- [Material supplied]
#####

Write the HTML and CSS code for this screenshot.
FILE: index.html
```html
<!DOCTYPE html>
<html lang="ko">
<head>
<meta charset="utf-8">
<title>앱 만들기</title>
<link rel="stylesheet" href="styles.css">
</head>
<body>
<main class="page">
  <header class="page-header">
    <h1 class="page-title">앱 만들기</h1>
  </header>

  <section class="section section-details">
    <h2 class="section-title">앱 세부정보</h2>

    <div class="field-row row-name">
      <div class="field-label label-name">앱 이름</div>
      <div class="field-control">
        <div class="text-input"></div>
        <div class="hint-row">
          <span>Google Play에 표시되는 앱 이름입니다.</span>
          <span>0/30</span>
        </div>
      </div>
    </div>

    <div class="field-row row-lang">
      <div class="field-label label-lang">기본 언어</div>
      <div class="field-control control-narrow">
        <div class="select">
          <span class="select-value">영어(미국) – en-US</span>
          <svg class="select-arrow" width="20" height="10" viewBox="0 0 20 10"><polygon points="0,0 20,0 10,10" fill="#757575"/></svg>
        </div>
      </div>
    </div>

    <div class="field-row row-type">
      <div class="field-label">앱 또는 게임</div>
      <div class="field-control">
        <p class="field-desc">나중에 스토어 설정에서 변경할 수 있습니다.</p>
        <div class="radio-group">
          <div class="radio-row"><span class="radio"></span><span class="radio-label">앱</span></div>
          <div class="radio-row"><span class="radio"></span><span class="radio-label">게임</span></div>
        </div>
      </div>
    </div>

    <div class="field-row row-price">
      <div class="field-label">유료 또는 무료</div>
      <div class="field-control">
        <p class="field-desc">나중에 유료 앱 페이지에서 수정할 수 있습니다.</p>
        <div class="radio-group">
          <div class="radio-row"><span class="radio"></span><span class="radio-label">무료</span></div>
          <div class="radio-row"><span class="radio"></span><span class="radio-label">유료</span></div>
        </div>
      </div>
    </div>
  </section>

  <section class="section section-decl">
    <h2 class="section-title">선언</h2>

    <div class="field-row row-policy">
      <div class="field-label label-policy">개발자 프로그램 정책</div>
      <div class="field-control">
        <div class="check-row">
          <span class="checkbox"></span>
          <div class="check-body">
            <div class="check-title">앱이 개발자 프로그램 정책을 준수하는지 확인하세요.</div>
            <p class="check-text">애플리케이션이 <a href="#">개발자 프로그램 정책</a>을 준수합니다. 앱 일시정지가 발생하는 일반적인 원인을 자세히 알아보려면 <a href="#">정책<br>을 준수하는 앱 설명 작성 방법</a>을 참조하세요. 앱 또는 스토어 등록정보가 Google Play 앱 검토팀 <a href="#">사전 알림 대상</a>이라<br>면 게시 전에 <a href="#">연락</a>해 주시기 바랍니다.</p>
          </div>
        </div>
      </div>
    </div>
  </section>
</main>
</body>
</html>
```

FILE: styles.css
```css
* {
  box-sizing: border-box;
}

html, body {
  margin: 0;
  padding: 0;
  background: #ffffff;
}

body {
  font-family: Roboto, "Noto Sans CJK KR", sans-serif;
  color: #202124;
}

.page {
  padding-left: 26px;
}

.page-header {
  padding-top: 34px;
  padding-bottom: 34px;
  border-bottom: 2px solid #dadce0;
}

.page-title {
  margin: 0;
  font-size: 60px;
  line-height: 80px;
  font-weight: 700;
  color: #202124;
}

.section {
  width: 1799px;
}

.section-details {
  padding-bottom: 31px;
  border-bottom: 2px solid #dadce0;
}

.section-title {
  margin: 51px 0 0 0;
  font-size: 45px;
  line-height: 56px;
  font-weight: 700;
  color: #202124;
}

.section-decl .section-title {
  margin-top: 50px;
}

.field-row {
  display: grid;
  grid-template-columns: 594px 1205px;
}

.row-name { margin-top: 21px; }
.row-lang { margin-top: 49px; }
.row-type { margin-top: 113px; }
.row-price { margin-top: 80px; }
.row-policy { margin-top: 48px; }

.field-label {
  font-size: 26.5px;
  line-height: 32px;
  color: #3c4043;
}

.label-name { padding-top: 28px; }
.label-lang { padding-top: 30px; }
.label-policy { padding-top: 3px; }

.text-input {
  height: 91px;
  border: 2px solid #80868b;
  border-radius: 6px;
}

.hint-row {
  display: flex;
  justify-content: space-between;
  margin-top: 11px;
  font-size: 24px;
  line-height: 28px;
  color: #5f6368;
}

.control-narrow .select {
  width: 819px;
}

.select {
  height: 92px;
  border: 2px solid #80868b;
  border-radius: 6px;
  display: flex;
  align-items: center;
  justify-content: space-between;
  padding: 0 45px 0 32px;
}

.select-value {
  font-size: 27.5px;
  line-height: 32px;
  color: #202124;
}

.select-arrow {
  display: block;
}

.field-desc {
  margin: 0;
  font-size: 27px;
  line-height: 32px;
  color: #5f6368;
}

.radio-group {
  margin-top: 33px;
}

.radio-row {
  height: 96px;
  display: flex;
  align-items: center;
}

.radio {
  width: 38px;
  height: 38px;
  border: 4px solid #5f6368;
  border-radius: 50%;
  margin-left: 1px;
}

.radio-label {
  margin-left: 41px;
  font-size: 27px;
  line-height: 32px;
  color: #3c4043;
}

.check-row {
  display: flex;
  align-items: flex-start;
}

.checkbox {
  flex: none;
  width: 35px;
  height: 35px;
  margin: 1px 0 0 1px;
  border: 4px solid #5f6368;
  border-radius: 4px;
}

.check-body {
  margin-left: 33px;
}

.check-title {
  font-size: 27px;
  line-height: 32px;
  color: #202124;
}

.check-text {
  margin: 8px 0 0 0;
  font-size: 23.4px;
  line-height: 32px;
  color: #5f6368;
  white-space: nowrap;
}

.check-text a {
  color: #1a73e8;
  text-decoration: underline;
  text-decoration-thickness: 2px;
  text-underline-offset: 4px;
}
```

#####

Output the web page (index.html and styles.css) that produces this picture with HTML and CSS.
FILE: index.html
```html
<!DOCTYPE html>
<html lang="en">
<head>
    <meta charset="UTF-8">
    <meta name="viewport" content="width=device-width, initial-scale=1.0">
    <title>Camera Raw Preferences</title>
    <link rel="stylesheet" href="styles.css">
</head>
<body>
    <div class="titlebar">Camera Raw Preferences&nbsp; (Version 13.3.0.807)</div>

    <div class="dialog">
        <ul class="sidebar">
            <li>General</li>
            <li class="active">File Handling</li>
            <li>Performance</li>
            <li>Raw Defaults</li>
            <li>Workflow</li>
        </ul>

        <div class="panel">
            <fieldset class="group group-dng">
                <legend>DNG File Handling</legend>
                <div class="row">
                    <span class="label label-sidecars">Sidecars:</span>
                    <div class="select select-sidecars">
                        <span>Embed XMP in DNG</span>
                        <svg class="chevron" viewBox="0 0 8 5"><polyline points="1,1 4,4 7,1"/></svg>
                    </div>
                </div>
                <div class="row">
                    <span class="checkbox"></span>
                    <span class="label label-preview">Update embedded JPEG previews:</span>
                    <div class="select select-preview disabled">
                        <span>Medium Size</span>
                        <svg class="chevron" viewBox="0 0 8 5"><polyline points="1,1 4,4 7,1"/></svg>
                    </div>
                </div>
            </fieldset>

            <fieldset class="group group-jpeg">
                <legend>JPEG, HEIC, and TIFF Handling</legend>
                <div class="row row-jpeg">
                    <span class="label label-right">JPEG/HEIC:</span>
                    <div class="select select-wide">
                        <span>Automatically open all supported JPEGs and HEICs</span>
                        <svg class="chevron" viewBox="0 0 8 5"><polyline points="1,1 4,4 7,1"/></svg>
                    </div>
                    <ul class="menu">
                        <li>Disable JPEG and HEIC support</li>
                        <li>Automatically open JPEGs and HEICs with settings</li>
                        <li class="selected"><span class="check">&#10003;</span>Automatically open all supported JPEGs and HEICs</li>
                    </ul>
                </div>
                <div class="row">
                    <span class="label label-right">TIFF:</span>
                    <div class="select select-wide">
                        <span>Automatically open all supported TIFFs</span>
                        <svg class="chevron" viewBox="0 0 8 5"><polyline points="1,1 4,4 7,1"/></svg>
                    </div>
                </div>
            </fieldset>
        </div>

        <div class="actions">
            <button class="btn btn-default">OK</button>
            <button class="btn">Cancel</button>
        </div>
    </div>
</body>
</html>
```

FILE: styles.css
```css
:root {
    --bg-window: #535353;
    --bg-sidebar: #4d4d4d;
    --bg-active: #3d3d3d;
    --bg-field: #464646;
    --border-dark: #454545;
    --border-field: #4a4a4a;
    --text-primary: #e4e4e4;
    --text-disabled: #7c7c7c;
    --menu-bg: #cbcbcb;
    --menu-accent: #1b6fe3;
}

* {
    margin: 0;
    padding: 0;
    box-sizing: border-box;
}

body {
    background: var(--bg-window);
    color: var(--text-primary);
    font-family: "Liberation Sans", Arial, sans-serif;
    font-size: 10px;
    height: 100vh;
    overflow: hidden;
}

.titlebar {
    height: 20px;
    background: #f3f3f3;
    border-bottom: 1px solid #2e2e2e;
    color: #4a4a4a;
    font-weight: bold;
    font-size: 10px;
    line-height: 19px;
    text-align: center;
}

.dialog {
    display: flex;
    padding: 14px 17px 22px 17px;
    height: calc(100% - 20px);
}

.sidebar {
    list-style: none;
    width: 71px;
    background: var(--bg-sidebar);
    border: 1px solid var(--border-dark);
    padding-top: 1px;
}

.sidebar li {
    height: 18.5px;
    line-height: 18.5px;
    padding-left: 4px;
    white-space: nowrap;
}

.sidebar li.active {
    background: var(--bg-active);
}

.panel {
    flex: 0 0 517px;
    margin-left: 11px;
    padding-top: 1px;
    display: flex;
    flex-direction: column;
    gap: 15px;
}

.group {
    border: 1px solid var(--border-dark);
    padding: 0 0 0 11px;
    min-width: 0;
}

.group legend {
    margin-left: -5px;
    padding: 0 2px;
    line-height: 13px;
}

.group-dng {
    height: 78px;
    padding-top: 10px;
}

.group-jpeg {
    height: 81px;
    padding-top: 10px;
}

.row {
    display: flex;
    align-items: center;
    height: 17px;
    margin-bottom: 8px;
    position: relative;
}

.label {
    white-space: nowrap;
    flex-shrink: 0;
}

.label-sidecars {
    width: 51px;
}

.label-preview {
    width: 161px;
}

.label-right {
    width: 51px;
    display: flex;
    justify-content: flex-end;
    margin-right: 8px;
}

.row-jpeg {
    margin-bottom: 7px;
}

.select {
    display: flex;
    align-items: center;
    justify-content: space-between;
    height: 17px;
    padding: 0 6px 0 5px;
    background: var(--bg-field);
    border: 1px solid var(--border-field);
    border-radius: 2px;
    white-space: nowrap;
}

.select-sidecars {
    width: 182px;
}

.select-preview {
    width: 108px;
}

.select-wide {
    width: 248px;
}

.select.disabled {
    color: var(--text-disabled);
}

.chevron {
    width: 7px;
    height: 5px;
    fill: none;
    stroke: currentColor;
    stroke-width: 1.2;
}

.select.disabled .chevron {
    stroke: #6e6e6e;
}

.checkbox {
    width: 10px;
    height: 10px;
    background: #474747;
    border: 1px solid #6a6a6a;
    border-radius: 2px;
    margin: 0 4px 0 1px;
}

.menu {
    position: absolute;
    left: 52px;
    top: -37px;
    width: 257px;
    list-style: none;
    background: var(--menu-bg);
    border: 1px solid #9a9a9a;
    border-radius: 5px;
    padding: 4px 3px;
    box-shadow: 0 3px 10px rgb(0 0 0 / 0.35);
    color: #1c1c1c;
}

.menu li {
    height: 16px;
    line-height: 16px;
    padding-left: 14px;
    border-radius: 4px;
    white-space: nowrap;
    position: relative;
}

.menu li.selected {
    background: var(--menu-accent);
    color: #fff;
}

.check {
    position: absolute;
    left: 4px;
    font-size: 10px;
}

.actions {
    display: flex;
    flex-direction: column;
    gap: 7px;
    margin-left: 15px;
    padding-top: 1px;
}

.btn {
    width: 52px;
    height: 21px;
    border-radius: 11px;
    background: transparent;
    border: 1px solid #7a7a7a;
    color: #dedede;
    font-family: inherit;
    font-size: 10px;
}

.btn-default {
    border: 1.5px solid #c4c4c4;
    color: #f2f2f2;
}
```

#####

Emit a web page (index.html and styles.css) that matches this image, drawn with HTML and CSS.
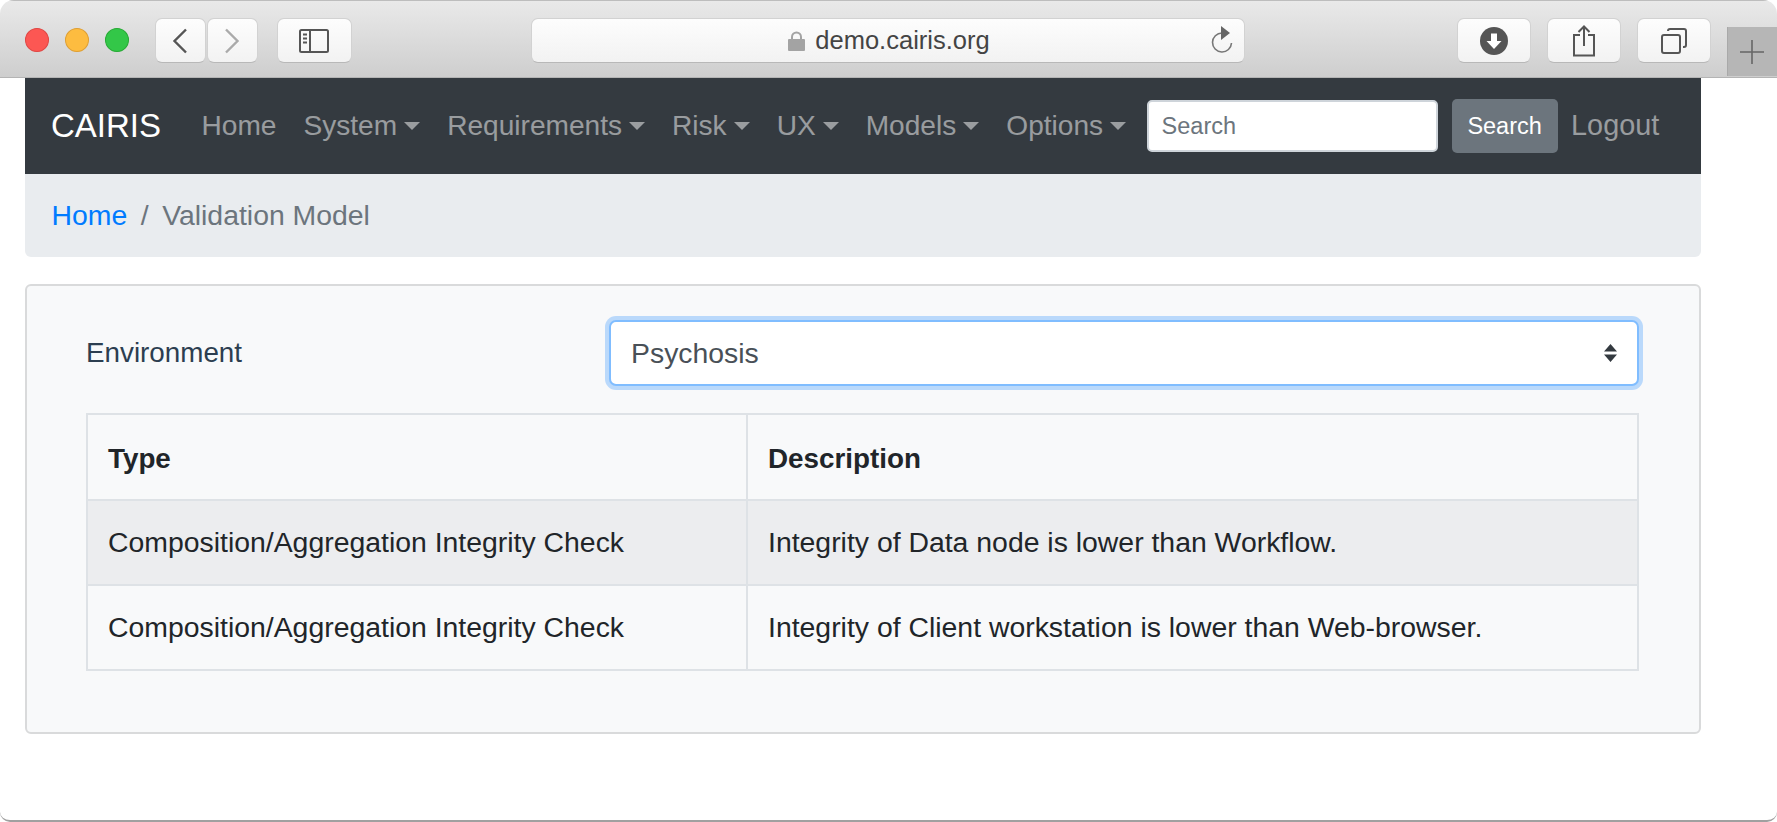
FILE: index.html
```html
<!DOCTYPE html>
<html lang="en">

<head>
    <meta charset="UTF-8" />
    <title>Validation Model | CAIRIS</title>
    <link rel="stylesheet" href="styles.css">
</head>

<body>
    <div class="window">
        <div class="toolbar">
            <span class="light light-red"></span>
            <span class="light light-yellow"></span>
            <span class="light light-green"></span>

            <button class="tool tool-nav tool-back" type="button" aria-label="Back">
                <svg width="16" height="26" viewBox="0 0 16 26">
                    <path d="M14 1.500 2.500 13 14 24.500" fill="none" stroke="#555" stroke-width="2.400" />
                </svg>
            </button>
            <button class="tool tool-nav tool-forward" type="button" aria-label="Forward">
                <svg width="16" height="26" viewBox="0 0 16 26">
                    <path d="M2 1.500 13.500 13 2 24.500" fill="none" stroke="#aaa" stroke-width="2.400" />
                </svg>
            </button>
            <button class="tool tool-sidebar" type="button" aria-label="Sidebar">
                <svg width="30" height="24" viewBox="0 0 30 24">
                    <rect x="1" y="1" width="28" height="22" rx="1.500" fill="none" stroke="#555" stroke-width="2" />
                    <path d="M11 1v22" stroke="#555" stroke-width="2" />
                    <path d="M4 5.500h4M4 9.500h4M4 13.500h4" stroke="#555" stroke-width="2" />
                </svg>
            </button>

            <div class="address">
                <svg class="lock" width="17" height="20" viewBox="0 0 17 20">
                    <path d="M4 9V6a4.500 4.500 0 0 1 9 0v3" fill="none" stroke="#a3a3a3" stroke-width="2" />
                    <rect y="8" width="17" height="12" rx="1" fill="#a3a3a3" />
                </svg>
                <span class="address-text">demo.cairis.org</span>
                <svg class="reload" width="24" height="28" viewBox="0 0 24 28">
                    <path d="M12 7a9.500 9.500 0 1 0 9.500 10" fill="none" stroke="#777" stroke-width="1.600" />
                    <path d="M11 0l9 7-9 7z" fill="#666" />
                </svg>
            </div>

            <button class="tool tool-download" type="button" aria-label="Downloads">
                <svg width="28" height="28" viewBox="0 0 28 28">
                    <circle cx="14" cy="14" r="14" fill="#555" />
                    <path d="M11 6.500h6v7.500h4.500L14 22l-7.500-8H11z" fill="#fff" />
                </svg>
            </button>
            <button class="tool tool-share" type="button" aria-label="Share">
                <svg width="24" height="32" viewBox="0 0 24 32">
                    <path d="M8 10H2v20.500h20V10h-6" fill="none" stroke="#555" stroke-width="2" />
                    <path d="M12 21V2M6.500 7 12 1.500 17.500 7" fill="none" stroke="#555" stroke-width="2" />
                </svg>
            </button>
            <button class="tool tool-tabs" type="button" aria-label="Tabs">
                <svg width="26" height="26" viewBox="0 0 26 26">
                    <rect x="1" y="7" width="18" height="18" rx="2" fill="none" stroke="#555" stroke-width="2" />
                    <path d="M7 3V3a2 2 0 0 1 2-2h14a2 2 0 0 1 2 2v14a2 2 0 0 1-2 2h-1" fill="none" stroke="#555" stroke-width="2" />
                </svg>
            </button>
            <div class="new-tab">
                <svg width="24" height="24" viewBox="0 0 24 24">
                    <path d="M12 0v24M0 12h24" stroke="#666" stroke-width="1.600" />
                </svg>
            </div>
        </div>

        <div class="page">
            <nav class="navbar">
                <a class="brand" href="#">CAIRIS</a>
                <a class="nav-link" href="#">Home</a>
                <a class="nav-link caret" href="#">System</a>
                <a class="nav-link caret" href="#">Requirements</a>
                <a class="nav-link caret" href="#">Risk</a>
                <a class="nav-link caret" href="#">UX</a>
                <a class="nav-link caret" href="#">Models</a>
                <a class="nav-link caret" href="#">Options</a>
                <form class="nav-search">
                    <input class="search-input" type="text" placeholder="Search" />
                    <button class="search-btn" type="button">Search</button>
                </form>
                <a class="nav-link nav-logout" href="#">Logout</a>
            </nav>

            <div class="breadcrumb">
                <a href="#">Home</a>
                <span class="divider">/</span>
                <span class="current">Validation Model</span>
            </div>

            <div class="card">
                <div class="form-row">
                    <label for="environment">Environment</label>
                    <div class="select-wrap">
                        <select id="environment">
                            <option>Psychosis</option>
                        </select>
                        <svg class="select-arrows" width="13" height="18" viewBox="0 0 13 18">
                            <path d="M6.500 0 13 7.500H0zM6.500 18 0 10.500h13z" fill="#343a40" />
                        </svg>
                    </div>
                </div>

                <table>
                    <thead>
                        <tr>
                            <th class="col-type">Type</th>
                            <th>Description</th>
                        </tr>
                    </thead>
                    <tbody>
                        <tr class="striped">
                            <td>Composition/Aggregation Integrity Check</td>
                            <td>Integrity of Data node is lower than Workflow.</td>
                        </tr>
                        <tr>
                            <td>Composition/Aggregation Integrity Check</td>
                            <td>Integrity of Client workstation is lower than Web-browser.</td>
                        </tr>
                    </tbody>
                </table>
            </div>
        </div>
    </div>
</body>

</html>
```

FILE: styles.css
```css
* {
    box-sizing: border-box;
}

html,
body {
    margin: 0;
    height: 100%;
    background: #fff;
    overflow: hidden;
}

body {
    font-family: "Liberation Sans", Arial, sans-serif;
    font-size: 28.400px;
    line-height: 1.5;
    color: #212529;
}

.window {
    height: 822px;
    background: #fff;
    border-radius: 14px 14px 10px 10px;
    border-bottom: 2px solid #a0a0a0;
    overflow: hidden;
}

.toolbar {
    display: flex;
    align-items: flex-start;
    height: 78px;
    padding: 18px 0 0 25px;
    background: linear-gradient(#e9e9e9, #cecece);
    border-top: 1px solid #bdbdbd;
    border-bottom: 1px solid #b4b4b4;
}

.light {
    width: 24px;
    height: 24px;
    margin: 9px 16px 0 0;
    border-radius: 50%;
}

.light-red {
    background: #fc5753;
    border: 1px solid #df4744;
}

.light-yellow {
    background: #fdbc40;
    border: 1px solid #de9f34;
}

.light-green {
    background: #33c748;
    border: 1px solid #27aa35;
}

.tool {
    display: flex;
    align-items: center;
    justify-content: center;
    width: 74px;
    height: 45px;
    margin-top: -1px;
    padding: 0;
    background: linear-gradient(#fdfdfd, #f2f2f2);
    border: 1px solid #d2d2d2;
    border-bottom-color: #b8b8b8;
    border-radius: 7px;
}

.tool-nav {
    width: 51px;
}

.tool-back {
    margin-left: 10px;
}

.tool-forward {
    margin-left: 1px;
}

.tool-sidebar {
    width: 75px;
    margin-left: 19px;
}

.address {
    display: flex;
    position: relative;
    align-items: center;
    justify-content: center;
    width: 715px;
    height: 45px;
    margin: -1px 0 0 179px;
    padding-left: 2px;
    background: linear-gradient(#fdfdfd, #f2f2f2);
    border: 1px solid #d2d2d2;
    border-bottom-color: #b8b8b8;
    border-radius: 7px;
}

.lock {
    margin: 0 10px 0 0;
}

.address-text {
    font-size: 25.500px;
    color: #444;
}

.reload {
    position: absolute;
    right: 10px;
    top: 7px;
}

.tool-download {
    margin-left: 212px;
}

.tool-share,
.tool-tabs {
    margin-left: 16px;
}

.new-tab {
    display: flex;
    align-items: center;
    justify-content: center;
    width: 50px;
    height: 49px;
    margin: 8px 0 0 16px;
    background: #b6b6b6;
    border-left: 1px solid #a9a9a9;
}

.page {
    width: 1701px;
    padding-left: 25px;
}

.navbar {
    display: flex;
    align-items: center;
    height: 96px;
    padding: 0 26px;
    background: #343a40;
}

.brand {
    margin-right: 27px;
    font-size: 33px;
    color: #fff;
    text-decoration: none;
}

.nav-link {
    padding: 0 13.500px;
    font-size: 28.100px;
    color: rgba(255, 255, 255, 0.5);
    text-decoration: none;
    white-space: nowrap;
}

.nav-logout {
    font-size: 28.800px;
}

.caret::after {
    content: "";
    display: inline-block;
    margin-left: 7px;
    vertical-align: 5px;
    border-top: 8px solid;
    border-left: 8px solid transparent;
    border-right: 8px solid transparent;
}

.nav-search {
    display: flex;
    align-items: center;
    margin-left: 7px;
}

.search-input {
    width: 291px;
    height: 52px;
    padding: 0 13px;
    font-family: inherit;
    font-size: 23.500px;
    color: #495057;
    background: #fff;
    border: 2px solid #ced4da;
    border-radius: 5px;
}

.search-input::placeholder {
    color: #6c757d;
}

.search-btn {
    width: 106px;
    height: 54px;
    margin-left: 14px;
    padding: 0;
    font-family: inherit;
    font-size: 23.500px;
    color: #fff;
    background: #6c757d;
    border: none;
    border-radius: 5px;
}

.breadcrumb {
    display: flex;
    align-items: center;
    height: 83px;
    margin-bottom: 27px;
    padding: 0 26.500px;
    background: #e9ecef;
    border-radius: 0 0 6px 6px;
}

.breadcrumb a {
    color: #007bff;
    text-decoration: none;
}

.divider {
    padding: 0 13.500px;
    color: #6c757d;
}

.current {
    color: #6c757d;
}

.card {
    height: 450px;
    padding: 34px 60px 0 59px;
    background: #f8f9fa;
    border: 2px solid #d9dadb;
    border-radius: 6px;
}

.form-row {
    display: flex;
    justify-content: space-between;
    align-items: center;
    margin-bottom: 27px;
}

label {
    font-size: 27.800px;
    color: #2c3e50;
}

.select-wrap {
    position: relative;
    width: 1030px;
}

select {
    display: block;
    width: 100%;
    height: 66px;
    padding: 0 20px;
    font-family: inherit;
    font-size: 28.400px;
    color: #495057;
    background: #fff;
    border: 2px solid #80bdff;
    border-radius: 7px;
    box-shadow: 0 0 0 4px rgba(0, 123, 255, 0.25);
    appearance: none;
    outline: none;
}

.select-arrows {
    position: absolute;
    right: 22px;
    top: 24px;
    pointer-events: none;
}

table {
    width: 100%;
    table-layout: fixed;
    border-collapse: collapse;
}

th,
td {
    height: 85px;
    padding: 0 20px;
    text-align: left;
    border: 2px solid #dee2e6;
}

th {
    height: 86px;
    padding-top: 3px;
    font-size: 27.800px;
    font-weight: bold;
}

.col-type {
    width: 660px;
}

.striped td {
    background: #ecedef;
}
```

#####

- [Your goal] Identify every line holding the word "that" and copy it out.

- [Task solution]
Output the web page (index.html and styles.css) that produces this picture with HTML and CSS.
Emit a web page (index.html and styles.css) that matches this image, drawn with HTML and CSS.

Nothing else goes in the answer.